AVIRIS-5, however, is built for Earth and for speed.

Mapping hidden treasures

During its first year, AVIRIS-5 logged more than 200 flight hours over Nevada, California, and other Western states as part of the Geological Earth Mapping Experiment (GEMx).

The broader effort, Earth MRI, aims to modernize the nation’s surface and subsurface maps to identify resources essential to energy, manufacturing, and national security.

An early highlight is the detection of hectorite, a valuable lithium-bearing clay, found in the tailings of an abandoned California mine.

Lithium is among 50 minerals the USGS considers critical due to supply chain risks.
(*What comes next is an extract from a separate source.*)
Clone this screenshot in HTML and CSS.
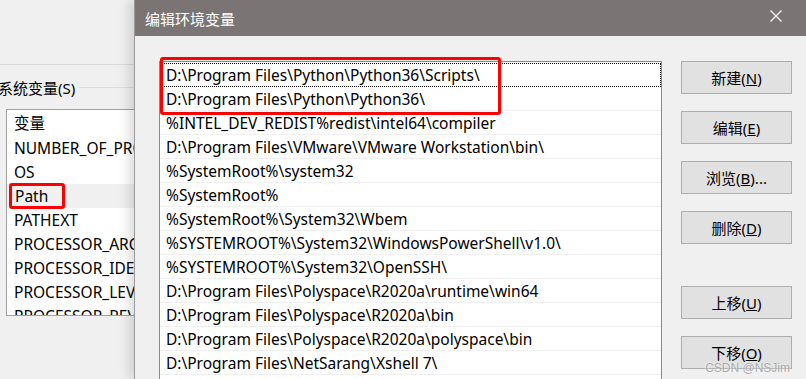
FILE: index.html
```html
<!DOCTYPE html>
<html>
    <head>
        <meta charset="utf-8">
        <link rel="stylesheet" href="styles.css">
    </head>
    <body>
        <div id="backwin">
            <div class="topline"></div>
            <div class="group">
                <span>系统变量(S)</span>
                <div class="groupline"></div>
            </div>
            <div id="sysvars">
                <div class="vrow head">变量</div>
                <div class="vrow">NUMBER_OF_PROCESSORS</div>
                <div class="vrow">OS</div>
                <div class="vrow sel"><span class="mark">Path</span></div>
                <div class="vrow">PATHEXT</div>
                <div class="vrow">PROCESSOR_ARCHITECTURE</div>
                <div class="vrow">PROCESSOR_IDENTIFIER</div>
                <div class="vrow">PROCESSOR_LEVEL</div>
                <div class="vrow">PROCESSOR_REVISION</div>
            </div>
        </div>

        <div id="dialog">
            <div id="titlebar">
                <span>编辑环境变量</span>
                <svg class="close" width="12" height="12" viewBox="0 0 12 12">
                    <path d="M0.5 0.5 L11.5 11.5 M11.5 0.5 L0.5 11.5" stroke="white" stroke-width="1.2"/>
                </svg>
            </div>
            <div id="dbody">
                <div id="pathlist">
                    <div class="redbox"></div>
                    <div class="prow first">D:\Program Files\Python\Python36\Scripts\</div>
                    <div class="prow">D:\Program Files\Python\Python36\</div>
                    <div class="prow">%INTEL_DEV_REDIST%redist\intel64\compiler</div>
                    <div class="prow">D:\Program Files\VMware\VMware Workstation\bin\</div>
                    <div class="prow">%SystemRoot%\system32</div>
                    <div class="prow">%SystemRoot%</div>
                    <div class="prow">%SystemRoot%\System32\Wbem</div>
                    <div class="prow">%SYSTEMROOT%\System32\WindowsPowerShell\v1.0\</div>
                    <div class="prow">%SYSTEMROOT%\System32\OpenSSH\</div>
                    <div class="prow">D:\Program Files\Polyspace\R2020a\runtime\win64</div>
                    <div class="prow">D:\Program Files\Polyspace\R2020a\bin</div>
                    <div class="prow">D:\Program Files\Polyspace\R2020a\polyspace\bin</div>
                    <div class="prow">D:\Program Files\NetSarang\Xshell 7\</div>
                </div>
                <div id="buttons">
                    <button class="btn">新建(<u>N</u>)</button>
                    <button class="btn">编辑(<u>E</u>)</button>
                    <button class="btn">浏览(<u>B</u>)...</button>
                    <button class="btn">删除(<u>D</u>)</button>
                    <button class="btn move">上移(<u>U</u>)</button>
                    <button class="btn">下移(<u>O</u>)</button>
                </div>
            </div>
        </div>

        <div id="watermark">CSDN @NSJim</div>
    </body>
</html>
```

FILE: styles.css
```css
body{
    margin: 0;
    width: 806px;
    height: 379px;
    overflow: hidden;
    background: #f0f0f0;
    font-family: "Noto Sans", "Noto Sans CJK SC", sans-serif;
    font-size: 15.5px;
    color: #000;
    display: flex;
    position: relative;
}

#backwin{
    width: 134px;
    flex: none;
    overflow: hidden;
}
.topline{
    height: 64px;
    border-bottom: solid 1px #dadada;
}
.group{
    display: flex;
    align-items: center;
    height: 20px;
    margin-top: 12px;
    margin-left: -2px;
    font-size: 15px;
}
.group span{
    white-space: nowrap;
    padding-right: 4px;
}
.groupline{
    flex: 1;
    border-top: solid 1px #dcdcdc;
}
#sysvars{
    margin-top: 12px;
    margin-left: 6px;
    width: 220px;
    height: 205px;
    background: white;
    border: solid 1px #a0a0a0;
    overflow: hidden;
}
.vrow{
    height: 24px;
    line-height: 24px;
    padding-left: 7px;
    white-space: nowrap;
    overflow: hidden;
}
.vrow.head{
    height: 26px;
    line-height: 27px;
}
.vrow.sel{
    background: #f0f0f0;
    overflow: visible;
}
.mark{
    display: inline-block;
    margin-left: -5px;
    padding: 0 14px 0 3px;
    height: 20px;
    line-height: 21px;
    border: solid 3px #f00;
    border-radius: 3px;
    margin-top: -1px;
    vertical-align: top;
}

#dialog{
    flex: 1;
    border-left: solid 1px #9a9a9a;
    box-shadow: -6px 0 10px rgba(0,0,0,0.12);
    display: flex;
    flex-direction: column;
    z-index: 2;
}
#titlebar{
    height: 36px;
    flex: none;
    background: #7a7574;
    color: white;
    display: flex;
    align-items: center;
    padding-left: 10px;
    padding-right: 24px;
    justify-content: space-between;
    font-size: 15px;
}
.close{
    margin-top: -4px;
}
#dbody{
    flex: 1;
    display: flex;
    padding-top: 25px;
    padding-left: 24px;
    min-height: 0;
}
#pathlist{
    width: 501px;
    flex: none;
    background: white;
    border: solid 1px #8a8a8a;
    border-bottom: none;
    padding-top: 1px;
    position: relative;
}
.prow{
    height: 23px;
    line-height: 24px;
    padding-left: 6px;
    border-bottom: solid 1px #f0f0f0;
    white-space: nowrap;
    overflow: hidden;
}
.prow.first{
    outline: 1px dotted #000;
    outline-offset: -1px;
}
.redbox{
    position: absolute;
    left: 0;
    top: -5px;
    width: 335px;
    height: 52px;
    border: solid 3px #f00;
    border-radius: 3px;
}

#buttons{
    margin-left: 19px;
    display: flex;
    flex-direction: column;
    gap: 17px;
}
.btn{
    width: 111px;
    height: 33px;
    background: #e1e1e1;
    border: solid 1px #adadad;
    font-family: "Noto Sans", "Noto Sans CJK SC", sans-serif;
    font-size: 15px;
    padding: 0;
    color: #000;
}
.btn.move{
    margin-top: 25px;
}

#watermark{
    position: absolute;
    right: 16px;
    bottom: 4px;
    font-family: "Liberation Sans", sans-serif;
    font-size: 12px;
    color: rgba(150,150,150,0.8);
    text-shadow: 0 0 2px white;
    z-index: 3;
}
```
The ability to spot such deposits from the stratosphere gives geologists a powerful new tool as global demand soars.

“The breadth of different questions you can take on with this technology is really exciting, from land management to snowpack water resources to wildfire risk,” said NASA JPL Earth system scientist Dana Chadwick.

“Critical minerals are just the beginning for AVIRIS-5.”

AVIRIS-5’s improved spatial resolution, twice as sharp as its predecessor, allows it to distinguish features as small as 30 centimeters from 11 miles up.

Each flight generates massive “image cubes” capturing both imagery and detailed spectral data for every pixel.

These spectral signatures allow scientists to pinpoint minerals the way fingerprints identify individuals.

Tech born for space

The technology draws from breakthroughs at NASA JPL’s Microdevices Laboratory, where engineers use prisms, gratings, detector arrays, and advanced materials like black silicon, one of the darkest substances ever made, to eliminate stray light and boost precision.

Similar hardware has flown on missions to Mercury, Mars, Pluto, Titan, and soon Jupiter’s moon Europa.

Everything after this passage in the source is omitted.